CROSS-COUNTRY DIRT BIKE RACE
I am a mechanic. Well, I am a mechanic by trade, anyway. What my friends call me is “that guy who you never see without a bike of some form or other”. Although they usually shorten it to “bike guy”. I take them apart, I put them back together, and I do what I can to improve them even by a percentage point at a time – the bikes, that is, not my friends. I am serious about bikes. Too serious, say some of my mates, but you just have to laugh that stuff off when you see how their faces drop when a soccer team playing in England (where they have never been) loses a match. Too serious about bikes? No way. No such thing.
I will confess to loving bikes though. Bikes and biking. I have ridden a Harley, I have ridden more Kawasaki’s than I could remember, I have enjoyed just about every different classic motorbike that I could possibly think of. Nevertheless, I also like dirt bikes. Down at the garage this comes in for some … gentle mocking. However, some of the course runs I go on, if you were to take a Harley you would come back home as part of the bike. They would bury what they could salvage and leave the rest for the crows. No, at times a dirt bike is just what you need. If some people disagree with that, well, I will send a nice bouquet when they try some of the jumps I’ve made on a dirt bike with their big hog.

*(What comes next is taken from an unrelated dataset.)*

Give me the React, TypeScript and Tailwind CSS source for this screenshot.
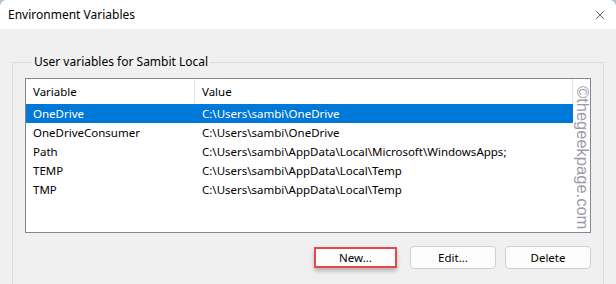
import { X } from 'lucide-react';

const rows = [
  { name: 'OneDrive', value: 'C:\\Users\\sambi\\OneDrive' },
  { name: 'OneDriveConsumer', value: 'C:\\Users\\sambi\\OneDrive' },
  { name: 'Path', value: 'C:\\Users\\sambi\\AppData\\Local\\Microsoft\\WindowsApps;' },
  { name: 'TEMP', value: 'C:\\Users\\sambi\\AppData\\Local\\Temp' },
  { name: 'TMP', value: 'C:\\Users\\sambi\\AppData\\Local\\Temp' },
];

export default function App() {
  return (
    <div className="w-[616px] h-[284px] overflow-hidden bg-[#b9c4d0] font-['Noto_Sans','Liberation_Sans',sans-serif] text-[11.5px] text-black">
      <div className="h-full rounded-t-[7px] bg-[#f0f0f0] flex flex-col overflow-hidden">
        {/* Title bar */}
        <div className="h-[29px] shrink-0 bg-white flex items-center justify-between pl-[8px] pr-[9px]">
          <span className="text-[12px] leading-none">Environment Variables</span>
          <X size={14} strokeWidth={1.2} className="text-[#1a1a1a]" />
        </div>

        {/* Group box */}
        <div className="pl-[12px] pr-[12px] pt-[26px]">
          <fieldset className="border border-[#dcdcdc] px-[12px] pt-[9px] pb-[20px]">
            <legend className="ml-[7px] px-[2px] leading-[14px] text-[12px]">User variables for Sambit Local</legend>

            {/* List */}
            <div className="relative h-[155px] bg-white border border-[#828790]">
              <div className="flex h-[25px] items-center">
                <div className="w-[169px] h-full flex items-center pl-[7px] border-r border-[#e5e5e5]">Variable</div>
                <div className="w-[378px] h-full flex items-center pl-[7px] border-r border-[#e5e5e5]">Value</div>
              </div>
              {rows.map((r, i) => (
                <div
                  key={r.name}
                  className={`flex h-[19px] w-[547px] items-center ${i === 0 ? 'bg-[#0078d7] text-white' : ''}`}
                >
                  <div className="w-[169px] pl-[7px] whitespace-nowrap">{r.name}</div>
                  <div className="pl-[7px] whitespace-nowrap">{r.value}</div>
                </div>
              ))}

              {/* watermark */}
              <div className="absolute right-[-1px] top-[7px] [writing-mode:vertical-rl] [text-orientation:sideways] text-[16.5px] leading-none text-[#9a9aa8] font-['Liberation_Sans',sans-serif]">
                ©thegeekpage.com
              </div>
            </div>

            {/* Buttons */}
            <div className="flex justify-end gap-[9px] mt-[14px]">
              <button className="w-[83px] h-[21px] bg-[#fdfdfd] border-2 border-[#e9464c] shadow-[0_3px_4px_rgba(0,0,0,0.25)] flex items-center justify-center mr-[4px]">
                New...
              </button>
              <button className="w-[86px] h-[23px] -mt-[1px] rounded-[4px] bg-[#fdfdfd] border border-[#d0d0d0] flex items-center justify-center">
                Edit...
              </button>
              <button className="w-[86px] h-[23px] -mt-[1px] rounded-[4px] bg-[#fdfdfd] border border-[#d0d0d0] flex items-center justify-center">
                Delete
              </button>
            </div>
          </fieldset>
        </div>
      </div>
    </div>
  );
}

I have recently been entering statewide cross-country dirt bike races as quickly as I can find them, because the enjoyment to be had on these days out is something that I simply have not found anywhere else. I even win sometimes. Take last weekend. I was in a race with a course of about 27.5 km, and about 2.5 of that was over flat terrain. The rest of it was bone-shaking, stuntman defying goodness that you can only experience on a dirt bike. It was classic, I won, and I have never enjoyed myself more. However, I did fall off – twice – and on the first occasion, I really hurt my hand. It was bleeding. It would have stopped me winning if I had been going fast at the time, but it was on a tight corner and I had slowed right down.

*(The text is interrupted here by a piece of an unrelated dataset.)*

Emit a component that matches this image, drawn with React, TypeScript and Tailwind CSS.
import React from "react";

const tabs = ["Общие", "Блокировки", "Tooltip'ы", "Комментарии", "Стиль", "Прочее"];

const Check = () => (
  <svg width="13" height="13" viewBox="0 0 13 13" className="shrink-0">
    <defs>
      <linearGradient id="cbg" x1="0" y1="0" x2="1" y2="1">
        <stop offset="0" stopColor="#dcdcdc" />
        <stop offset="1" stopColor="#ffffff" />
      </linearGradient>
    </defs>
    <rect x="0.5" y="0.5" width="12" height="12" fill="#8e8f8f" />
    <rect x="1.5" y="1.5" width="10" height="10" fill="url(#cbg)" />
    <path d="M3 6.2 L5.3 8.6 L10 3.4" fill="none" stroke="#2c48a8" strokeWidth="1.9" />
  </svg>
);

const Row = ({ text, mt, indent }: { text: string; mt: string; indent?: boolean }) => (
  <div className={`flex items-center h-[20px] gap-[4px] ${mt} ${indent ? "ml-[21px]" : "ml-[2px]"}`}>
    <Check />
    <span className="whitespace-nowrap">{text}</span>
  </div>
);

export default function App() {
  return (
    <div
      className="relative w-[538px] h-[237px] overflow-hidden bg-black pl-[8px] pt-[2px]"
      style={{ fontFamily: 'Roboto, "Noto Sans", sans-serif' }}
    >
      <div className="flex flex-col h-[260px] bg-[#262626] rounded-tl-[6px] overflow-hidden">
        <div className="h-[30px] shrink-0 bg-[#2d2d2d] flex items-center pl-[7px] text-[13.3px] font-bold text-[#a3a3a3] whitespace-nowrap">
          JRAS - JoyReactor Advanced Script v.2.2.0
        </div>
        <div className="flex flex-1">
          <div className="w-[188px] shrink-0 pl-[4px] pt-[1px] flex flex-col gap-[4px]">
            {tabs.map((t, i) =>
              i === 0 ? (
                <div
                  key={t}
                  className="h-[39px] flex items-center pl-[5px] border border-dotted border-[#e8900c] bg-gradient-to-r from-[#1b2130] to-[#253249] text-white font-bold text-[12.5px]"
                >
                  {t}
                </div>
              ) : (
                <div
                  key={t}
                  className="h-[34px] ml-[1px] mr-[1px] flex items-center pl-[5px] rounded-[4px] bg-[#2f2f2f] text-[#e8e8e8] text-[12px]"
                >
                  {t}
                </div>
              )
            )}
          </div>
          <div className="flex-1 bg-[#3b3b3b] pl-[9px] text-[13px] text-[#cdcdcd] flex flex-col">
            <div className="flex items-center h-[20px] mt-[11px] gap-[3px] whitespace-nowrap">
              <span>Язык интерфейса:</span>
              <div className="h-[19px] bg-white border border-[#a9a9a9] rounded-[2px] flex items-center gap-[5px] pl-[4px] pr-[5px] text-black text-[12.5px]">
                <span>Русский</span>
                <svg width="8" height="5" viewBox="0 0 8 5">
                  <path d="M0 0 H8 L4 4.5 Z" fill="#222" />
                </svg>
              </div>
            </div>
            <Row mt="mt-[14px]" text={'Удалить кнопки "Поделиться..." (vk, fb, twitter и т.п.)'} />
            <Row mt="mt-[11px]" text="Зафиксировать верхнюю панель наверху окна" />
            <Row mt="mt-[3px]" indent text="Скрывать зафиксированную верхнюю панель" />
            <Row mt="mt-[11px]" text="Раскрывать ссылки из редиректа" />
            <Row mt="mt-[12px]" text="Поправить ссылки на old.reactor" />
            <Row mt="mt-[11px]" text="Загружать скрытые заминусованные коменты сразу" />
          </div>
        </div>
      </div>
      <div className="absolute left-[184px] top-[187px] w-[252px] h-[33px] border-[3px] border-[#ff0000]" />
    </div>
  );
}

I pulled out the hydration pack I had stowed in the carry-case on my bike, and cleaned the wound well enough to get to the end of the race and get it properly seen to. In so doing, I set a new course record as well, so I was pretty chuffed, all things considered. Without that fall, I would have won by more and broken the record by more. Without my dirt bike – on anything more powerful – I would have hurt myself really badly. In addition, without the hydration pack? Well, I do not think I would have won the race, put it that way.